[Pages as source code]
######

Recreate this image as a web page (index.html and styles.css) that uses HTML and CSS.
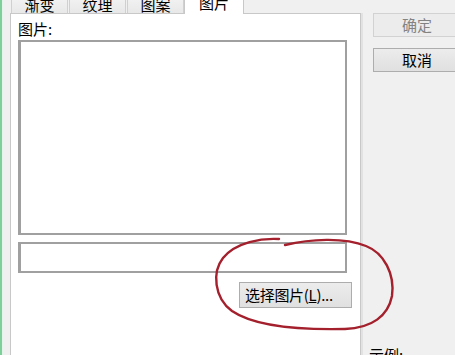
FILE: index.html
```html
<!DOCTYPE html>
<html lang="zh-CN">
<head>
  <meta charset="UTF-8">
  <title>填充效果</title>
  <link rel="stylesheet" href="styles.css">
</head>
<body>
  <div class="window">
    <div class="stripe"></div>

    <!-- 选项卡区域 -->
    <div class="tab-area">
      <div class="tabs">
        <div class="tab">渐变</div>
        <div class="tab">纹理</div>
        <div class="tab">图案</div>
        <div class="tab active">图片</div>
      </div>
      <div class="panel">
        <div class="label">图片:</div>
        <div class="preview"></div>
        <div class="filename"></div>
        <button class="btn pick">选择图片(<u>L</u>)...</button>
      </div>
    </div>

    <!-- 右侧按钮 -->
    <div class="side">
      <button class="btn side-btn" disabled>确定</button>
      <button class="btn side-btn">取消</button>
      <div class="sample">示例:</div>
    </div>
  </div>

  <!-- 手绘圈 -->
  <svg class="mark" width="455" height="355" viewBox="0 0 455 355">
    <path d="M279,239 C262,238 236,242 223,258 C212,272 214,298 232,311 C254,326 300,330 345,329 C372,328 388,316 392,296 C395,274 384,253 366,246 C344,237 310,239 285,245"
          fill="none" stroke="#a3202c" stroke-width="2.4" stroke-linecap="round"/>
  </svg>
</body>
</html>
```

FILE: styles.css
```css
body {
  margin: 0;
  background: #f0f0f0;
  font-family: "Noto Sans CJK SC", "Noto Sans", sans-serif;
  font-size: 15px;
  color: #000;
  overflow: hidden;
}
.window {
  display: flex;
  height: 355px;
}
.stripe {
  width: 2px;
  flex-shrink: 0;
  background: #7fcf9a;
  border-right: 1px solid #e4f4ea;
}
.tab-area {
  margin-left: 7px;
  width: 351px;
  flex-shrink: 0;
  display: flex;
  flex-direction: column;
}
.tabs {
  display: flex;
  align-items: flex-end;
  height: 22px;
  margin-top: -9px;
  padding-left: 1px;
  position: relative;
  z-index: 1;
}
.tab {
  width: 57px;
  height: 22px;
  box-sizing: border-box;
  border: 1px solid #d0d0d0;
  border-bottom: none;
  background: linear-gradient(#f6f6f6, #e8e8e8);
  text-align: center;
  line-height: 18px;
  padding-top: 4px;
  margin-right: 1px;
}
.tab.active {
  width: 60px;
  height: 25px;
  margin: 0 -1px -1px -1px;
  background: #fff;
  border-color: #c8c8c8;
  padding-top: 4px;
}
.panel {
  flex: 1;
  background: #fff;
  border: 1px solid #c8c8c8;
  border-bottom: none;
  box-shadow: 2px 0 0 #e2e2e2;
  padding: 6px 13px 0 7px;
  display: flex;
  flex-direction: column;
}
.label {
  line-height: 18px;
  height: 20px;
}
.preview, .filename {
  border: 2px solid #a0a0a0;
  border-left-width: 3px;
  background: #fff;
}
.preview {
  height: 191px;
}
.filename {
  height: 27px;
  margin-top: 7px;
}
.btn {
  font-family: inherit;
  font-size: 15px;
  color: #000;
  background: linear-gradient(#ececec, #e0e0e0);
  border: 1px solid #adadad;
  padding: 0;
  line-height: 20px;
}
.pick {
  align-self: flex-end;
  margin: 9px -5px 0 0;
  width: 113px;
  height: 26px;
  text-align: left;
  padding-left: 5px;
  white-space: nowrap;
  letter-spacing: -0.3px;
}
.side {
  margin-left: 12px;
  display: flex;
  flex-direction: column;
  flex-shrink: 0;
}
.side-btn {
  width: 88px;
  height: 24px;
  margin-top: 13px;
  flex-shrink: 0;
}
.side-btn + .side-btn {
  margin-top: 11px;
}
.side-btn:disabled {
  color: #838383;
  background: #ececec;
  border-color: #d2d2d2;
}
.sample {
  margin-top: auto;
  margin-bottom: -10px;
  margin-left: -4px;
  line-height: 20px;
}
.mark {
  position: absolute;
  left: 0;
  top: 0;
  pointer-events: none;
}
```
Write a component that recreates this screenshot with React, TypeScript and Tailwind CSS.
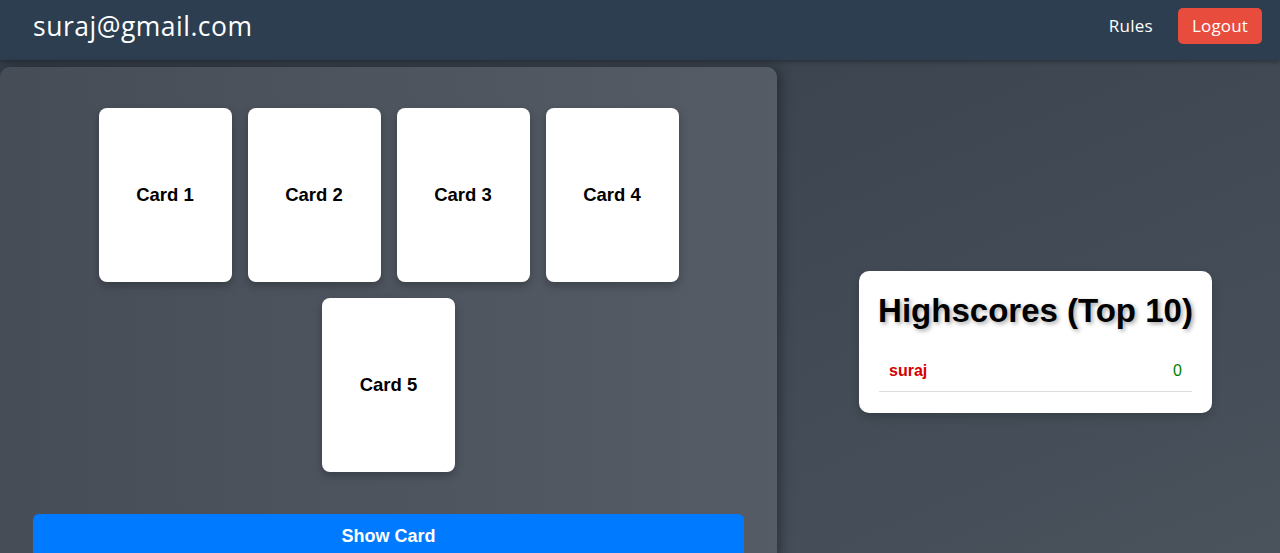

######

What is required:
Transcribe the material exactly, and leave out whatever pictures it holds.

Response below:
Recreate this image as a web page (index.html and styles.css) that uses HTML and CSS.
FILE: index.html
```html
<!DOCTYPE html>
<html lang="zh-CN">
<head>
  <meta charset="UTF-8">
  <title>填充效果</title>
  <link rel="stylesheet" href="styles.css">
</head>
<body>
  <div class="window">
    <div class="stripe"></div>

    <!-- 选项卡区域 -->
    <div class="tab-area">
      <div class="tabs">
        <div class="tab">渐变</div>
        <div class="tab">纹理</div>
        <div class="tab">图案</div>
        <div class="tab active">图片</div>
      </div>
      <div class="panel">
        <div class="label">图片:</div>
        <div class="preview"></div>
        <div class="filename"></div>
        <button class="btn pick">选择图片(<u>L</u>)...</button>
      </div>
    </div>

    <!-- 右侧按钮 -->
    <div class="side">
      <button class="btn side-btn" disabled>确定</button>
      <button class="btn side-btn">取消</button>
      <div class="sample">示例:</div>
    </div>
  </div>

  <!-- 手绘圈 -->
  <svg class="mark" width="455" height="355" viewBox="0 0 455 355">
    <path d="M279,239 C262,238 236,242 223,258 C212,272 214,298 232,311 C254,326 300,330 345,329 C372,328 388,316 392,296 C395,274 384,253 366,246 C344,237 310,239 285,245"
          fill="none" stroke="#a3202c" stroke-width="2.4" stroke-linecap="round"/>
  </svg>
</body>
</html>
```

FILE: styles.css
```css
body {
  margin: 0;
  background: #f0f0f0;
  font-family: "Noto Sans CJK SC", "Noto Sans", sans-serif;
  font-size: 15px;
  color: #000;
  overflow: hidden;
}
.window {
  display: flex;
  height: 355px;
}
.stripe {
  width: 2px;
  flex-shrink: 0;
  background: #7fcf9a;
  border-right: 1px solid #e4f4ea;
}
.tab-area {
  margin-left: 7px;
  width: 351px;
  flex-shrink: 0;
  display: flex;
  flex-direction: column;
}
.tabs {
  display: flex;
  align-items: flex-end;
  height: 22px;
  margin-top: -9px;
  padding-left: 1px;
  position: relative;
  z-index: 1;
}
.tab {
  width: 57px;
  height: 22px;
  box-sizing: border-box;
  border: 1px solid #d0d0d0;
  border-bottom: none;
  background: linear-gradient(#f6f6f6, #e8e8e8);
  text-align: center;
  line-height: 18px;
  padding-top: 4px;
  margin-right: 1px;
}
.tab.active {
  width: 60px;
  height: 25px;
  margin: 0 -1px -1px -1px;
  background: #fff;
  border-color: #c8c8c8;
  padding-top: 4px;
}
.panel {
  flex: 1;
  background: #fff;
  border: 1px solid #c8c8c8;
  border-bottom: none;
  box-shadow: 2px 0 0 #e2e2e2;
  padding: 6px 13px 0 7px;
  display: flex;
  flex-direction: column;
}
.label {
  line-height: 18px;
  height: 20px;
}
.preview, .filename {
  border: 2px solid #a0a0a0;
  border-left-width: 3px;
  background: #fff;
}
.preview {
  height: 191px;
}
.filename {
  height: 27px;
  margin-top: 7px;
}
.btn {
  font-family: inherit;
  font-size: 15px;
  color: #000;
  background: linear-gradient(#ececec, #e0e0e0);
  border: 1px solid #adadad;
  padding: 0;
  line-height: 20px;
}
.pick {
  align-self: flex-end;
  margin: 9px -5px 0 0;
  width: 113px;
  height: 26px;
  text-align: left;
  padding-left: 5px;
  white-space: nowrap;
  letter-spacing: -0.3px;
}
.side {
  margin-left: 12px;
  display: flex;
  flex-direction: column;
  flex-shrink: 0;
}
.side-btn {
  width: 88px;
  height: 24px;
  margin-top: 13px;
  flex-shrink: 0;
}
.side-btn + .side-btn {
  margin-top: 11px;
}
.side-btn:disabled {
  color: #838383;
  background: #ececec;
  border-color: #d2d2d2;
}
.sample {
  margin-top: auto;
  margin-bottom: -10px;
  margin-left: -4px;
  line-height: 20px;
}
.mark {
  position: absolute;
  left: 0;
  top: 0;
  pointer-events: none;
}
```
Write a component that recreates this screenshot with React, TypeScript and Tailwind CSS.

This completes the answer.